Wagner’s songwriting is frequently dubbed “singular” by admirers, probably because he actually uses the debris of existence (proper nouns such as Sherwin Williams and Golden Grahams) in his lyrics, as opposed to the abstractions such as “love” and “eternity” that clog country radio. If one were to forage through his discography looking for something utterly populist or universal — a statement broad enough to shepherd a potential hit — one might have to settle for a ten-year-old tune with the common-enough chorus, “You are the one.” That love song, though, contains a shout-out to Gomer Pyle, whom Wagner presents as contrapuntal to hipness in 2006: The Pitchfork/I-rock diss in “Decline” builds to the coy taunt, “I’m sorry I still prefer Jim Nabors.”
Jim Nabors simply speaks to Kurt Wagner more than any bash-n-pop outfit of late. “I honestly don’t know really if it’s because of the way I’m approaching listening to music now,” he aims to explain, “not so much as an elderly person, but just as someone who has been listening to music a long time. It’s just a realization I’m coming to.”
Realizations? Jim Nabors? I smell Jesus. Religion hasn’t loomed large in Lambchop’s catalog, but suddenly, Damaged features references to “preacher’s blend,” and a song about searching for a paperback Bible. Wagner admits he is juggling theological freight, but says that he is hardly to blame.
“Frankly [the Bible] wasn’t really my choice,” he claims. ‘What I was doing was trying to find my way through to a story that was being put on NPR, and I wrote that song specifically for this piece on a swap shop. I just used the quotes from the story and tried to make them into a song in a unique way. For me, the Bible kind of…pops up. It is a loaded item. Hopefully I didn’t wear it out! I did introduce it as, yeah, this religion’s going on here. But to me, religion is a personal thing, as opposed to a group gathering.”
The song “Prepared” is ostensibly about losing a beloved to natural causes…or divine rapture. The speaker prays, “Bring him up the Christian way/And now what can I say that’s less profane?” Four-letter words have been a staple of past Lambchop work — one could make a mixtape whose obscene titles would read like a 2 Live Crew sampler — but Wagner has sworn off swearing for the moment.
“I really made an effort not to cuss this time,” he says. “Earlier in our stuff I was nasty, but as things have gone along, I’ve really tried to rethink using that type of profane approach to language unless I think it’s important. In the past it was indicative of where I hung around. On construction sites, everybody fucking cussed every fucking word. As my surroundings have changed, I try to be more considered of the way I go about writing. Yet I don’t belittle what I did before.”

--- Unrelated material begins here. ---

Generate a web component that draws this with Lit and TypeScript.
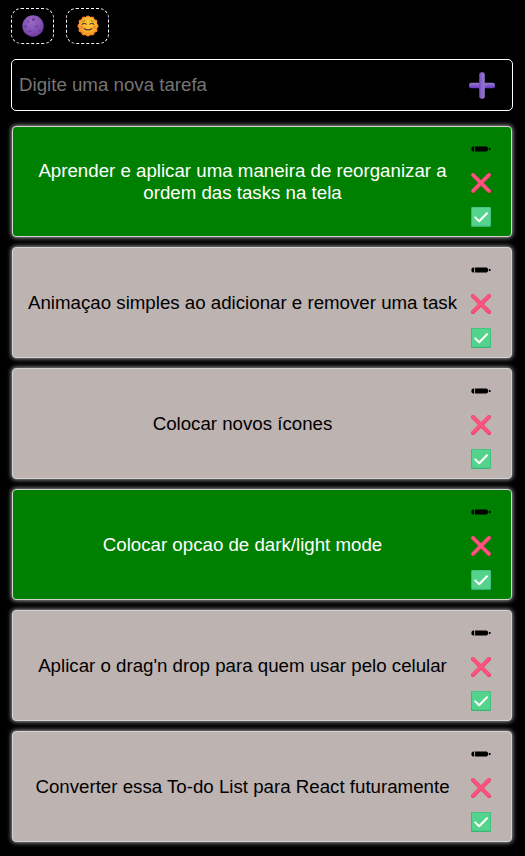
import { LitElement, html, css, svg } from "lit";
import { customElement, state } from "lit/decorators.js";
import { classMap } from "lit/directives/class-map.js";

interface Task {
  text: string;
  done: boolean;
}

const moonIcon = html`<svg width="22" height="22" viewBox="0 0 22 22">
  <defs>
    <radialGradient id="moon" cx="42%" cy="30%" r="75%">
      <stop offset="0" stop-color="#9b6bc6" />
      <stop offset="0.6" stop-color="#8150b2" />
      <stop offset="1" stop-color="#6b389b" />
    </radialGradient>
  </defs>
  <circle cx="11" cy="11" r="10.7" fill="url(#moon)" />
  <g fill="#6f419f">
    <ellipse cx="11.6" cy="4.6" rx="1.7" ry="1.9" />
    <circle cx="6.2" cy="6.5" r="1.1" />
    <ellipse cx="3.4" cy="11.3" rx="1.2" ry="1.6" />
    <circle cx="14.8" cy="11.6" r="1.2" />
    <ellipse cx="8" cy="16.6" rx="1.8" ry="1.4" />
    <circle cx="17.4" cy="16" r="1.4" />
  </g>
  <g fill="none" stroke="#a274cd" stroke-width="0.5">
    <path d="M10.6 6.8q1.8.6 2.8-1.4" />
    <path d="M6.6 18.2q2 .8 3.4-.8" />
  </g>
</svg>`;

const rays = Array.from({ length: 12 }, (_, i) => {
  const angle = (i * Math.PI) / 6;
  return svg`<circle cx=${11 + 8.3 * Math.sin(angle)} cy=${11 - 8.3 * Math.cos(angle)} r="2.3" />`;
});

const sunIcon = html`<svg width="22" height="22" viewBox="0 0 22 22">
  <defs>
    <radialGradient id="sun" cx="55%" cy="38%" r="65%">
      <stop offset="0" stop-color="#fccb35" />
      <stop offset="0.65" stop-color="#f9b029" />
      <stop offset="1" stop-color="#f58b25" />
    </radialGradient>
  </defs>
  <g fill="#f47c24">${rays}</g>
  <circle cx="11" cy="11" r="9.3" fill="url(#sun)" />
  <circle cx="4.6" cy="12.2" r="1.5" fill="#f68139" />
  <circle cx="17.4" cy="12.2" r="1.5" fill="#f68139" />
  <g fill="none" stroke="#573b3a" stroke-width="1.2" stroke-linecap="round">
    <path d="M5.2 9.4Q7.1 7.2 9 9.2" />
    <path d="M13 9.2Q14.9 7.2 16.8 9.4" />
    <path d="M7.2 13.7Q11 16 14.8 13.7" />
  </g>
  <g fill="none" stroke="#a7652d" stroke-width="0.8" stroke-linecap="round">
    <path d="M5.5 6.5 8 5.4" />
    <path d="M14 5.4 16.5 6.5" />
  </g>
</svg>`;

const plusIcon = html`<svg width="26" height="27" viewBox="0 0 26 27">
  <defs>
    <linearGradient id="bar" x1="0" y1="0" x2="0" y2="1">
      <stop offset="0" stop-color="#9679cd" />
      <stop offset="0.5" stop-color="#7e5cc8" />
      <stop offset="1" stop-color="#6c2fd0" />
    </linearGradient>
    <linearGradient id="post" x1="0" y1="0" x2="1" y2="0">
      <stop offset="0" stop-color="#7448c5" />
      <stop offset="0.4" stop-color="#8668cb" />
      <stop offset="1" stop-color="#9278c3" />
    </linearGradient>
  </defs>
  <rect x="0" y="10.7" width="26" height="5.6" rx="2.3" fill="url(#bar)" />
  <rect x="10.2" y="0.2" width="5.6" height="26.6" rx="2.3" fill="url(#post)" />
</svg>`;

const pencilIcon = html`<svg width="20" height="20" viewBox="0 0 20 20">
  <path
    d="M3.2 7.5v5H2Q.3 12 .3 10T2 7.5zM4.1 7.5H16V12.5H4.1zM16 8 17 8.5v3l-1 .5zM17.8 8.7 19.8 9.6v.8L17.8 11.3z"
  />
</svg>`;

const crossIcon = html`<svg width="20" height="20" viewBox="0 0 20 20">
  <g fill="none" stroke-linecap="round">
    <path d="M2 2 18 18M18 2 2 18" stroke="#f13d68" stroke-width="3.9" />
    <path d="M2 1.7 17.7 17.6M17.8 1.8 2 17.6" stroke="#fc5581" stroke-width="2.7" />
  </g>
</svg>`;

const checkIcon = html`<svg width="20" height="20" viewBox="0 0 20 20">
  <rect width="20" height="20" rx="1.2" fill="#38b678" />
  <rect x="0.9" y="0.4" width="18.5" height="18.4" rx="1" fill="#54d38c" />
  <path
    d="M4.2 10.4 8.2 14.3 16 6.2"
    fill="none"
    stroke="#fff"
    stroke-width="2"
    stroke-linecap="round"
    stroke-linejoin="round"
  />
</svg>`;

@customElement("app-root")
export class AppRoot extends LitElement {
  static styles = css`
    :host {
      display: block;
      box-sizing: border-box;
      min-height: 856px;
      padding: 8px 12px 0 11px;
      background: #000;
      color: #000;
      font: 18.7px/22px "Liberation Sans", Arial, sans-serif;
    }
    button {
      display: flex;
      align-items: center;
      justify-content: center;
      margin: 0;
      padding: 0;
      border: 0;
      background: none;
      color: #000;
      cursor: pointer;
    }
    svg {
      display: block;
    }
    .themes {
      display: flex;
      gap: 12px;
    }
    .theme {
      box-sizing: border-box;
      width: 43px;
      height: 36px;
      border: 1px dashed #fff;
      border-radius: 10px;
    }
    .entry {
      display: flex;
      align-items: center;
      box-sizing: border-box;
      height: 52px;
      margin-top: 15px;
      padding: 0 17px 0 7px;
      border: 1px solid #fff;
      border-radius: 5px;
    }
    .field {
      flex: 1;
      min-width: 0;
      padding: 0;
      border: 0;
      outline: 0;
      background: none;
      color: #fff;
      font: inherit;
    }
    .field::placeholder {
      color: #757575;
      opacity: 1;
    }
    .list {
      display: flex;
      flex-direction: column;
      gap: 10px;
      margin: 15px 1px 0;
      padding: 0;
      list-style: none;
    }
    .task {
      display: flex;
      align-items: center;
      gap: 9px;
      box-sizing: border-box;
      height: 111px;
      padding: 0 20px 0 10px;
      border: 1px solid #d3d3d3;
      border-radius: 4px;
      background: #bdb3b1;
      box-shadow: 0 0 5px #d3d3d3;
    }
    .done {
      background: #008000;
      color: #fff;
    }
    .text {
      flex: 1;
      text-align: center;
    }
    .actions {
      display: flex;
      flex-direction: column;
      gap: 14px;
      padding-top: 2px;
    }
  `;

  @state() private tasks: Task[] = [
    { text: "Aprender e aplicar uma maneira de reorganizar a ordem das tasks na tela", done: true },
    { text: "Animaçao simples ao adicionar e remover uma task", done: false },
    { text: "Colocar novos ícones", done: false },
    { text: "Colocar opcao de dark/light mode", done: true },
    { text: "Aplicar o drag'n drop para quem usar pelo celular", done: false },
    { text: "Converter essa To-do List para React futuramente", done: false },
  ];

  private add() {
    const field = this.renderRoot.querySelector<HTMLInputElement>(".field")!;
    const text = field.value.trim();
    if (!text) return;
    this.tasks = [...this.tasks, { text, done: false }];
    field.value = "";
  }

  private remove(task: Task) {
    this.tasks = this.tasks.filter((t) => t !== task);
  }

  private toggle(task: Task) {
    this.tasks = this.tasks.map((t) => (t === task ? { ...t, done: !t.done } : t));
  }

  render() {
    return html`
      <div class="themes">
        <button class="theme">${moonIcon}</button>
        <button class="theme">${sunIcon}</button>
      </div>
      <div class="entry">
        <input class="field" placeholder="Digite uma nova tarefa" />
        <button @click=${this.add}>${plusIcon}</button>
      </div>
      <ul class="list">
        ${this.tasks.map(
          (task) => html`<li class=${classMap({ task: true, done: task.done })}>
            <span class="text">${task.text}</span>
            <div class="actions">
              <button>${pencilIcon}</button>
              <button @click=${() => this.remove(task)}>${crossIcon}</button>
              <button @click=${() => this.toggle(task)}>${checkIcon}</button>
            </div>
          </li>`,
        )}
      </ul>
    `;
  }
}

A passing fancy for the era when American soldiers either knew their Shakespeare or were illiterate is partly to blame for this album’s more Latinate word choice. “I’ve been watching some ‘Deadwood’ and reading Uncle Tom’s Cabin,” Wagner reveals. “I’m really fascinated by the 1800s, and really interested in the language. On this album, the language came literally from reading that book and watching that show, which, by the way, cusses all the fucking time. There was really a kind of crazy discrepancy going on in the 1800s between people with an education versus not having an education. It’s similar to today, with the haves and have-nots.”

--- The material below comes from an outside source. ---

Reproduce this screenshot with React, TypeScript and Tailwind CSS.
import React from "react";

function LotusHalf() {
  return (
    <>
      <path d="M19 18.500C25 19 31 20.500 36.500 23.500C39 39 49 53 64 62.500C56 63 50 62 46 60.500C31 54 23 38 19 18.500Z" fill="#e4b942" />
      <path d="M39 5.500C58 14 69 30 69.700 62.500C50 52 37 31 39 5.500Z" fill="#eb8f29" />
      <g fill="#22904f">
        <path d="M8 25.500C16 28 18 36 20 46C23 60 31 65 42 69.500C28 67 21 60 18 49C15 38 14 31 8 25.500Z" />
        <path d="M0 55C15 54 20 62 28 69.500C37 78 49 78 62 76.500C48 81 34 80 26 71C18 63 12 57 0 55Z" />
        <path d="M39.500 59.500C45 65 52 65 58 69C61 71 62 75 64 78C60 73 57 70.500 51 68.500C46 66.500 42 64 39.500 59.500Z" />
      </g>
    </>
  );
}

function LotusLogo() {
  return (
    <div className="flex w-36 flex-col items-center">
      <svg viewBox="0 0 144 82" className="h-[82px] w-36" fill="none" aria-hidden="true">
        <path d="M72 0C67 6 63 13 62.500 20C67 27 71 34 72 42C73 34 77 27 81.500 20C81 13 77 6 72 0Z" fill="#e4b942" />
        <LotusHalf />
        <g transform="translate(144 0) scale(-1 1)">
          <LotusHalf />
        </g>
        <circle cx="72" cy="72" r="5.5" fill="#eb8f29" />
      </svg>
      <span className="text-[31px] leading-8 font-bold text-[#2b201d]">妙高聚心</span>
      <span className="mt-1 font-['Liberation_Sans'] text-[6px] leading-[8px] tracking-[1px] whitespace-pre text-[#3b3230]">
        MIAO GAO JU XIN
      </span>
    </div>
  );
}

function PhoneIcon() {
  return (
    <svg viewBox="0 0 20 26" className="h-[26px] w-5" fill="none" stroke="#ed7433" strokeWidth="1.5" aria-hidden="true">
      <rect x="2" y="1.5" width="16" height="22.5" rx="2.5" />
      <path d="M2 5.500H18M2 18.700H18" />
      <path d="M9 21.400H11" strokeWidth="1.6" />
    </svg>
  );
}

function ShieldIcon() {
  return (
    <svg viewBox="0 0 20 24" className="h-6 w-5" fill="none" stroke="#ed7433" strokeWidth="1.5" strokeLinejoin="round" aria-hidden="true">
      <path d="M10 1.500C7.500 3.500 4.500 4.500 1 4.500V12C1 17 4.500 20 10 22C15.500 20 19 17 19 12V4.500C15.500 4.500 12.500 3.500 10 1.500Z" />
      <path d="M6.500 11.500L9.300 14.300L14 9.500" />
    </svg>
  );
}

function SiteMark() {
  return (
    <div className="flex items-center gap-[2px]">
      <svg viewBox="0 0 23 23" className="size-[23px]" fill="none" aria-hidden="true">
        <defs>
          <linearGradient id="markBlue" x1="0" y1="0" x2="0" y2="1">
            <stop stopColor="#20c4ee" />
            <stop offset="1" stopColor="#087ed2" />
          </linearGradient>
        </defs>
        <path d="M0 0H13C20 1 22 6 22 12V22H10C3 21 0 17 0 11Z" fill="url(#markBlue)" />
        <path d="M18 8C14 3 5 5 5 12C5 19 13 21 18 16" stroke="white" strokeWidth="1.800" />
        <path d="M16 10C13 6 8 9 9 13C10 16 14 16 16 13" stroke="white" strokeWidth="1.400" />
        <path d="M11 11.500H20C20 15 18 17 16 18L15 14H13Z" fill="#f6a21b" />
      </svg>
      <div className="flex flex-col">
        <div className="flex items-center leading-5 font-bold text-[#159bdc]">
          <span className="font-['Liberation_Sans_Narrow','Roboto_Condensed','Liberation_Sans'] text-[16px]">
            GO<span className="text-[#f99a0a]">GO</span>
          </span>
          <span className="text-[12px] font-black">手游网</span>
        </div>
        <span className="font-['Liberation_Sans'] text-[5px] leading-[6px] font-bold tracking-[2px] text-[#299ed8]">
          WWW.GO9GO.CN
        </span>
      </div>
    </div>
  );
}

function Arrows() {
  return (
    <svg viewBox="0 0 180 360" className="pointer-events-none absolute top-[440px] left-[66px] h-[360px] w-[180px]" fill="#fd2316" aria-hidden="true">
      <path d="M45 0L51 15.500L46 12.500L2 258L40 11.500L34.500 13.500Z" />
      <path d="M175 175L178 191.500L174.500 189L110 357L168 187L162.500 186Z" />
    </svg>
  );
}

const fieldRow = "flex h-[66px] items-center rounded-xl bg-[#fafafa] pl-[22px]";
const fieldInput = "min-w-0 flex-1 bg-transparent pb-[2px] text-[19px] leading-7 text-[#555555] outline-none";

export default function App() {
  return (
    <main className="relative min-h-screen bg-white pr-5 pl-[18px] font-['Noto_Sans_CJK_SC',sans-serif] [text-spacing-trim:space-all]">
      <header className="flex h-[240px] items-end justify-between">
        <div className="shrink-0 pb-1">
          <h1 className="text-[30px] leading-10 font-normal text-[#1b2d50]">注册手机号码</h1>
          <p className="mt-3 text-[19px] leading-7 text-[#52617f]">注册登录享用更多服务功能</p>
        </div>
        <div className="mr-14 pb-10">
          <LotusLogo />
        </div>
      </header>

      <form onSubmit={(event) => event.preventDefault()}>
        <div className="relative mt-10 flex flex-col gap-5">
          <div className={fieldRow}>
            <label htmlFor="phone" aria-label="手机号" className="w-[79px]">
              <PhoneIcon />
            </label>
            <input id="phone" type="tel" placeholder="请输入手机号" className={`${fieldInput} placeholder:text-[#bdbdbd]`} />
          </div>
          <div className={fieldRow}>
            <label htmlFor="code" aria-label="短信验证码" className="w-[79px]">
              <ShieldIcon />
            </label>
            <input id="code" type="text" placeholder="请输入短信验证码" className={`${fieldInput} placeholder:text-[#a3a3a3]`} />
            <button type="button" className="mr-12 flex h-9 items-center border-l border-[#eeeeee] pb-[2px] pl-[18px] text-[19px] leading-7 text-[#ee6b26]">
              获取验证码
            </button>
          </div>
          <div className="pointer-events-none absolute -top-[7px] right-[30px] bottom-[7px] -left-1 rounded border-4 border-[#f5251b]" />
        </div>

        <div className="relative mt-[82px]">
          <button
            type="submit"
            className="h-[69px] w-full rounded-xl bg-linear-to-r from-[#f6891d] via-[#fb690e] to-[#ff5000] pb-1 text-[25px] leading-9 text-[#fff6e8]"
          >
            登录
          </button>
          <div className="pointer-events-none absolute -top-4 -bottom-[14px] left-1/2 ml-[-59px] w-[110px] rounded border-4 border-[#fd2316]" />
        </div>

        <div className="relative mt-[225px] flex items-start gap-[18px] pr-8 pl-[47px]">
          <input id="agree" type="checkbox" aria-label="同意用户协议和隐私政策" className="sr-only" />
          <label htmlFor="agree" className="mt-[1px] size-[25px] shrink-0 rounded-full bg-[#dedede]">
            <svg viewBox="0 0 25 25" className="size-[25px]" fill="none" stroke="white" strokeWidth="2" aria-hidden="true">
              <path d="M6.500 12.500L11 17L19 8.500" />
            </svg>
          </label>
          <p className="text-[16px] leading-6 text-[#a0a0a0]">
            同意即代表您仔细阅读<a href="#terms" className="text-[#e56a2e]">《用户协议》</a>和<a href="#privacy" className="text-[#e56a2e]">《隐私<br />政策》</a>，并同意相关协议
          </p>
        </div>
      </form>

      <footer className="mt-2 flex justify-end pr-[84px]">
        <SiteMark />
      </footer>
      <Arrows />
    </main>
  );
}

Wagner’s early days as a skilled laborer allowed him a long taste of the have-not milieu, but he harbors few regrets. Installing floors for a living didn’t deplete his creativity. “I would probably still be doing flooring today if I hadn’t physically fallen apart,” he says. “It gave me a center of focus: I would never have to lay on the idea of being a musician. I could be comforted in the fact that I was a floor mechanic.